Good thing there’s a damn convenient scarecrow within arm’s reach, eh?

Yup, Scott dresses the scarecrow in his clothing and the sniper takes the scarecrow out.  Instead of then coming ashore (the sniper and his crew are on a boat just offshore) and making sure of the kills, they go away which in turn gives Scott time to escape.

Now, you would think this would end the preposterous coincidences, right?

Wrong.

We get a few more, including an elderly Secret Service (female) Agent that has Scott dead to rights and should have shot him the moment she suspected he wasn’t who he said he was (and while he was standing, by the way, just a few feet of the first lady!).  Turns out she (coincidentally!) knows the First Daughter very well and has a stronger emotional attachment to her than her actual parents.

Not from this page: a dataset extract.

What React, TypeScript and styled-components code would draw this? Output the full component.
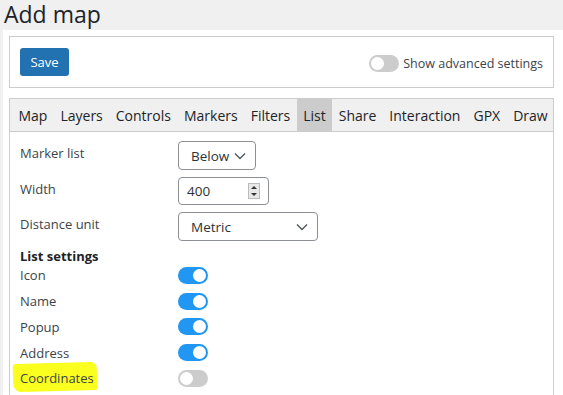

And then, later on, Scott heads out to Dubai and manages to get a hold of the First Daughter only to find that he’s been bugged.  All appears doomed except, MEGA-COINCIDENCE a Swedish news group happens to be in the hanger where the final shootout occurs and they get footage of the very much alive First Daughter and are also able to flee the airport with her in tow.

The lie of the First Daughter’s death is therefore revealed though the principals behind it, we find, are clever enough to hide their devious deeds.

And so our movie ends.  As someone who fancies himself a writer, pointing out all these outrageous coincidences is giving me a headache.

I don’t know the history behind the making of this film and it is very possible Mr. Mamet was in a rush to complete the screenplay and had to do what he could to make the story make some kind of sense.  But in this case, the glue that holds the plot together is held by some very hard to swallow coincidences.

If the above bugs you, then steer clear of Spartan.